Потянулся к старцу народ, но за ним последовали и «компетентные органы». Пришлось соблюдать осторожность, перевозя старца с квартиры на квартиру и ограничивая прием, но помогало это плохо. Нередко он со скорбью говаривал: «Вот было бы мне свободно, сколько бы я принимал страждущих. А так сижу, как в клетке. Дар имею, а дать некому». Многие знали и ценили отца игумена Иоанна. Митрополит Николай говорил: «Как же должны мы благодарить Господа за то, что посылает Он миру людей не от мира сего». Отец Иоанн Крестьянкин после первой же встречи назвал старца «профессором небесной академии». И молодой священник пришелся игумену по сердцу. Именно ему завещал игумен Иоанн проводить себя из земной юдоли. И позже, когда отец Иоанн, отбыв в заключении, служил в Рязанской епархии, дал Бог исполнить волю старца. Не так часты были встречи отцов. Иногда со своими вопросами отец Иоанн посылал к старцу духовных чад. Приходилось беречь и его, и себя от «ока государева». Старцу это не мешало вникать во все обстоятельства жизни отца Иоанна, а смиренный послушник бережно хранил в себе дух блаженного ученичества. Игумен часто молился своими особыми «самоткаными» молитвами от лица скорбящих. Обличая же маловерие приходивших, буквально слово в слово мог повторить их разговор между собой: «Ничего не скажу, что я могу сказать, ведь я простой мужик-указник, так, плету кое-что», – чем приводил своих посетителей в чувство стыда и глубокого раскаяния. Запомнились отцу Иоанну ласковые, оберегающие от грядущих искушений слова старца: «Ванечка, не будь везде хозяином… Ванечка, будь посамолюбчивей». Как-то отец Иоанн спросил старца о возможности поступления в монастырь. Тот заволновался: «Куда? В какой монастырь?! Там нынче везде сквозняки. Подожди своего часа».

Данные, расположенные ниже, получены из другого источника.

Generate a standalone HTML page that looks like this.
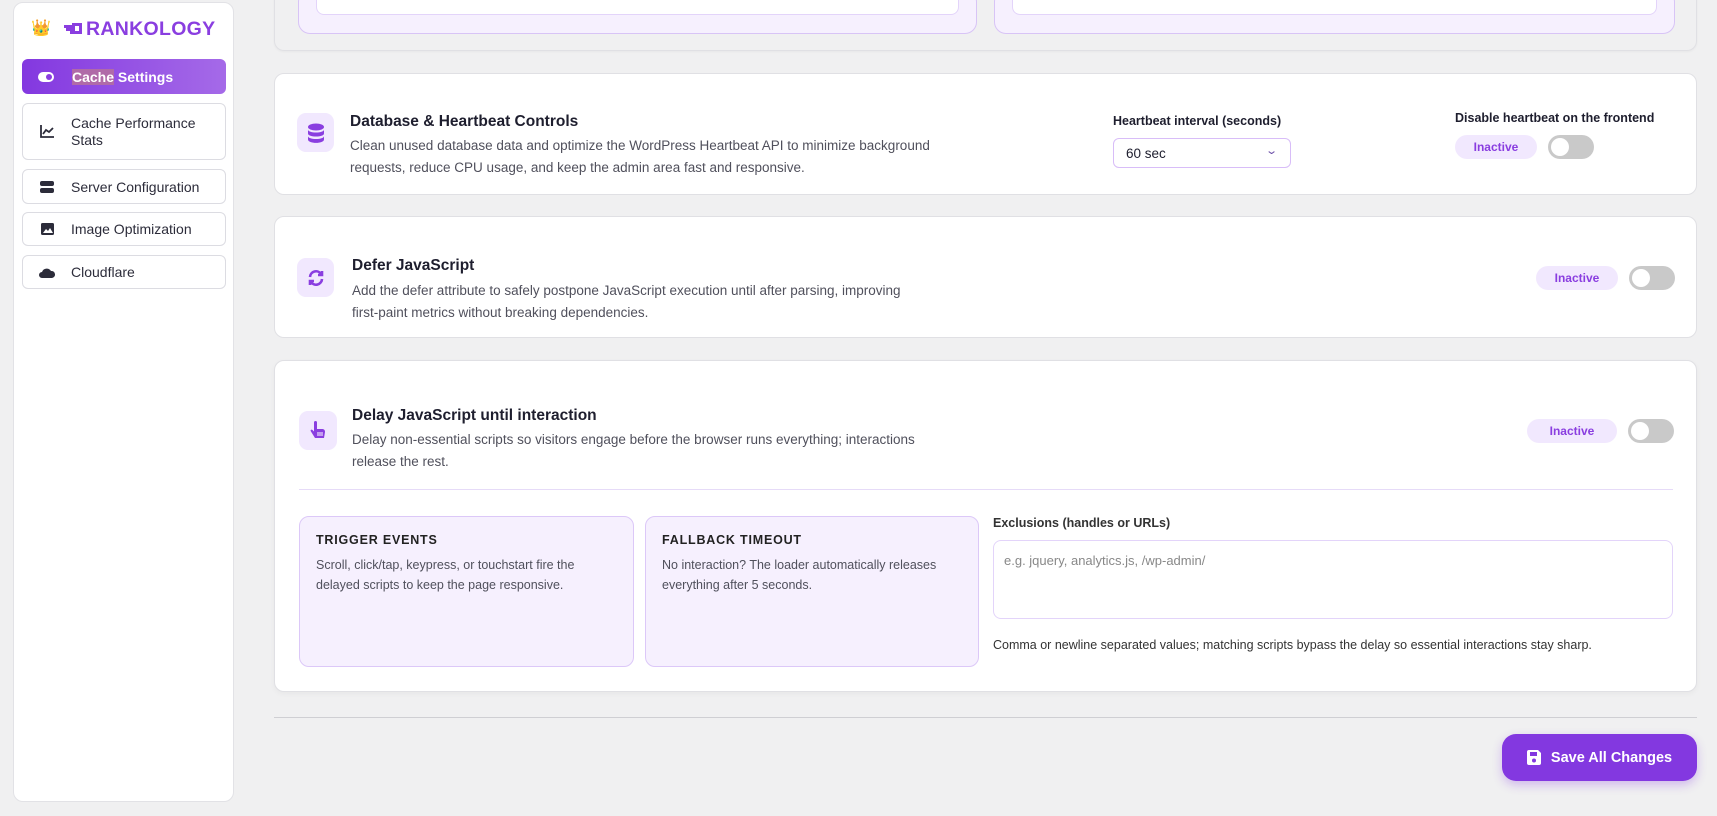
<!DOCTYPE html>
<html><head><meta charset="utf-8"><style>
*{box-sizing:border-box;margin:0;padding:0}
body{width:1717px;height:816px;background:#f0f0f1;font-family:"Liberation Sans",sans-serif;position:relative;overflow:hidden;color:#1e1e2e}
.a{position:absolute}
.side{position:absolute;left:13px;top:2px;width:221px;height:800px;background:#fff;border:1px solid #e2e2e6;border-radius:10px}
.nav{position:absolute;left:22px;width:204px;border:1px solid #dcdce2;border-radius:6px;background:#fff;font-size:14px;color:#2c2c3a;display:flex;align-items:center}
.nav .ic{width:48px;display:flex;justify-content:center}
.card{position:absolute;left:274px;width:1423px;background:#fff;border:1px solid #e0e0e4;border-radius:10px}
.icon{position:absolute;width:37px;height:39px;background:#f1e8fe;border-radius:9px;display:flex;align-items:center;justify-content:center}
.t{position:absolute;font-size:15.5px;font-weight:bold;color:#1e1e2e}
.d{position:absolute;font-size:13.5px;line-height:22px;color:#50505c}
.pill{position:absolute;height:24px;background:#f1e8fe;border-radius:12px;color:#8a3ee0;font-size:12px;font-weight:bold;display:flex;align-items:center;justify-content:center}
.tg{position:absolute;width:46px;height:24px;background:#c9c9c9;border-radius:12px}
.tg:after{content:"";position:absolute;left:3px;top:3px;width:18px;height:18px;border-radius:50%;background:#fff}
.box{position:absolute;top:516px;height:151px;background:#f6f0fe;border:1px solid #dcc8f8;border-radius:10px;padding:16px 16px}
.box h4{font-size:12.5px;letter-spacing:.8px;font-weight:bold;color:#222;margin-bottom:8px}
.box p{font-size:12.5px;line-height:20px;color:#50505c}
</style></head><body>
<div class="a" style="left:298px;top:-10px;width:679px;height:44px;background:#f6f0fe;border:1px solid #d8c4f6;border-radius:12px"></div>
<div class="a" style="left:316px;top:-10px;width:643px;height:25px;background:#fff;border:1px solid #e3d4fa;border-radius:8px"></div>
<div class="a" style="left:994px;top:-10px;width:681px;height:44px;background:#f6f0fe;border:1px solid #d8c4f6;border-radius:12px"></div>
<div class="a" style="left:1012px;top:-10px;width:645px;height:25px;background:#fff;border:1px solid #e3d4fa;border-radius:8px"></div>
<div class="a" style="left:274px;top:-20px;width:1423px;height:71px;border:1px solid #e0e0e4;border-top:none;border-radius:10px;box-shadow:0 1px 2px rgba(0,0,0,.04)"></div>

<div class="side">
 <div class="a" style="left:17px;top:15px;font-size:16px">👑</div>
 <svg class="a" style="left:50px;top:20px" width="18" height="11" viewBox="0 0 18 11"><path d="M0 2h8V0h10v11H6V8H2V5H0z" fill="#8a3ee0"/><rect x="11" y="3" width="4" height="5" fill="#fff"/></svg>
 <div class="a" style="left:72px;top:15px;font-size:19.5px;font-weight:900;color:#8a3ee0;letter-spacing:0.3px">RANKOLOGY</div>
</div>
<div class="nav" style="top:59px;height:35px;background:linear-gradient(90deg,#8338e0,#a56ae8);border:none;color:#fff;font-weight:bold"><div class="ic"><div style="width:16px;height:10px;background:#fff;border-radius:5px;position:relative"><div style="position:absolute;right:2px;top:2px;width:6px;height:6px;border-radius:50%;background:#8a3ee0"></div></div></div><span style="margin-left:2px"><span style="background:#b06aa8">Cache</span> Settings</span></div>
<div class="nav" style="top:103px;height:57px;line-height:17px"><div class="ic"><svg width="14" height="13" viewBox="0 0 14 13" fill="none" stroke="#2c2c3a" stroke-width="1.8"><path d="M1 0v12h13M3 9l3-4 3 2 4-4"/></svg></div><span>Cache Performance<br>Stats</span></div>
<div class="nav" style="top:169px;height:35px"><div class="ic"><svg width="14" height="12"><rect x="0" y="0" width="14" height="5" rx="2" fill="#2c2c3a"/><rect x="0" y="7" width="14" height="5" rx="2" fill="#2c2c3a"/></svg></div><span>Server Configuration</span></div>
<div class="nav" style="top:212px;height:34px"><div class="ic"><svg width="13" height="12"><rect width="13" height="12" rx="1.5" fill="#2c2c3a"/><path d="M2 10l3-4 2 2 2-3 3 5z" fill="#fff"/></svg></div><span>Image Optimization</span></div>
<div class="nav" style="top:255px;height:34px"><div class="ic"><svg width="16" height="11"><path d="M3 11a3 3 0 0 1 0-6 5 5 0 0 1 9-1 3.5 3.5 0 0 1 1 7z" fill="#2c2c3a"/></svg></div><span>Cloudflare</span></div>

<div class="card" style="top:73px;height:122px"></div>
<div class="icon" style="left:297px;top:113px"><svg width="16" height="20" viewBox="0 0 16 20"><ellipse cx="8" cy="4" rx="8" ry="3.5" fill="#8a3ee0"/><path d="M0 6.5c0 4 16 4 16 0v4c0 4-16 4-16 0zM0 13c0 4 16 4 16 0v3.5c0 4.5-16 4.5-16 0z" fill="#8a3ee0"/></svg></div>
<div class="t" style="left:350px;top:113px">Database &amp; Heartbeat Controls</div>
<div class="d" style="left:350px;top:135px">Clean unused database data and optimize the WordPress Heartbeat API to minimize background<br>requests, reduce CPU usage, and keep the admin area fast and responsive.</div>
<div class="a" style="left:1113px;top:114px;font-size:12.5px;font-weight:bold">Heartbeat interval (seconds)</div>
<div class="a" style="left:1113px;top:138px;width:178px;height:30px;border:1px solid #d8bdf8;border-radius:6px;font-size:13.5px;padding:7px 12px">60 sec<span style="position:absolute;right:14px;top:5px;color:#6b4ea8;font-size:11px;transform:scaleX(1.4)">⌄</span></div>
<div class="a" style="left:1455px;top:111px;font-size:12.5px;font-weight:bold">Disable heartbeat on the frontend</div>
<div class="pill" style="left:1455px;top:135px;width:82px">Inactive</div>
<div class="tg" style="left:1548px;top:135px"></div>

<div class="card" style="top:216px;height:122px"></div>
<div class="icon" style="left:297px;top:258px"><svg width="18" height="18" viewBox="0 0 18 18" fill="none" stroke="#8a3ee0" stroke-width="2.6"><path d="M3 8a6 6 0 0 1 11-3M15 10a6 6 0 0 1-11 3"/><path d="M15 2v4h-4M3 16v-4h4" fill="#8a3ee0"/></svg></div>
<div class="t" style="left:352px;top:257px">Defer JavaScript</div>
<div class="d" style="left:352px;top:280px">Add the defer attribute to safely postpone JavaScript execution until after parsing, improving<br>first-paint metrics without breaking dependencies.</div>
<div class="pill" style="left:1536px;top:266px;width:82px">Inactive</div>
<div class="tg" style="left:1629px;top:266px"></div>

<div class="card" style="top:360px;height:332px;box-shadow:0 2px 6px rgba(0,0,0,.04)"></div>
<div class="icon" style="left:299px;top:411px;width:38px"><svg width="16" height="20" viewBox="0 0 16 20"><path d="M4 1.5v9l-1.5-1.5c-1-1-2.5 0-1.7 1.2L5 17h9l1-6c0-2-1-3-3-3H7V1.5a1.5 1.5 0 0 0-3 0z" fill="#8a3ee0"/><path d="M8 11v4M10 11v4M12 11v4" stroke="#fff" stroke-width="1"/></svg></div>
<div class="t" style="left:352px;top:407px">Delay JavaScript until interaction</div>
<div class="d" style="left:352px;top:429px">Delay non-essential scripts so visitors engage before the browser runs everything; interactions<br>release the rest.</div>
<div class="pill" style="left:1527px;top:419px;width:90px">Inactive</div>
<div class="tg" style="left:1628px;top:419px"></div>
<div class="a" style="left:299px;top:489px;width:1374px;height:1px;background:#e6dbf8"></div>
<div class="box" style="left:299px;width:335px"><h4>TRIGGER EVENTS</h4><p>Scroll, click/tap, keypress, or touchstart fire the<br>delayed scripts to keep the page responsive.</p></div>
<div class="box" style="left:645px;width:334px"><h4>FALLBACK TIMEOUT</h4><p>No interaction? The loader automatically releases<br>everything after 5 seconds.</p></div>
<div class="a" style="left:993px;top:516px;font-size:12.5px;font-weight:bold;color:#333">Exclusions (handles or URLs)</div>
<div class="a" style="left:993px;top:540px;width:680px;height:79px;border:1px solid #e3d4fa;border-radius:8px;font-size:13px;color:#888;padding:12px 10px">e.g. jquery, analytics.js, /wp-admin/</div>
<div class="a" style="left:993px;top:638px;font-size:12.5px;color:#333">Comma or newline separated values; matching scripts bypass the delay so essential interactions stay sharp.</div>

<div class="a" style="left:274px;top:717px;width:1423px;height:1px;background:#cfcfd3"></div>
<div class="a" style="left:1502px;top:734px;width:195px;height:47px;background:#8338e0;border-radius:14px;box-shadow:0 4px 10px rgba(131,56,224,.3);color:#fff;font-size:14.5px;font-weight:bold;display:flex;align-items:center;justify-content:center;gap:10px"><svg width="14" height="15" viewBox="0 0 14 15"><path d="M0 2a2 2 0 0 1 2-2h9l3 3v10a2 2 0 0 1-2 2H2a2 2 0 0 1-2-2z" fill="#fff"/><rect x="3" y="2" width="7" height="4" fill="#8338e0"/><circle cx="7" cy="10.5" r="2" fill="#8338e0"/></svg>Save All Changes</div>
</body></html>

Прошло пять лет служения отца Иоанна у Престола Божия. Близилось окончание академии. Навестить его приехали из Орла сестрички: родная Танечка[32] и двоюродная – монахиня Евгения[33]. В Измайловской церкви они встретились со старцем. Игумен Иоанн повел с сестрами странный, непонятный им разговор. Тане он сказал, что брата она больше не увидит. «Пишут, пишут, вот сколько написали! – он показал руками толщину папки. – Вот-вот постучат. – Помолчав, добавил: Отложили до мая». Сестры пророчеств не поняли, хотя вскоре они исполнились во всей полноте. Танечка умерла, не дождавшись возвращения брата из заключения. Сам же отец Иоанн Крестьянкин уже жил в предчувствии готовящегося для него нового пути – исповедничества.
Война окончилась. Внешний враг был побежден, но жить без борьбы Советское государство не могло, и опять Церковь оказалась под прицелом. Особенно стали ополчаться на тех, в ком теплился светильник Духа. Отец Иоанн чувствовал на себе «ласковое» внимание богоборческой власти, требующее очень и очень многих уступок. Смущение его развеял совет Патриарха, сказавшего твердо:
«Все написанное в служебнике надо неукоснительно выполнять, а что за тем находит – терпеть».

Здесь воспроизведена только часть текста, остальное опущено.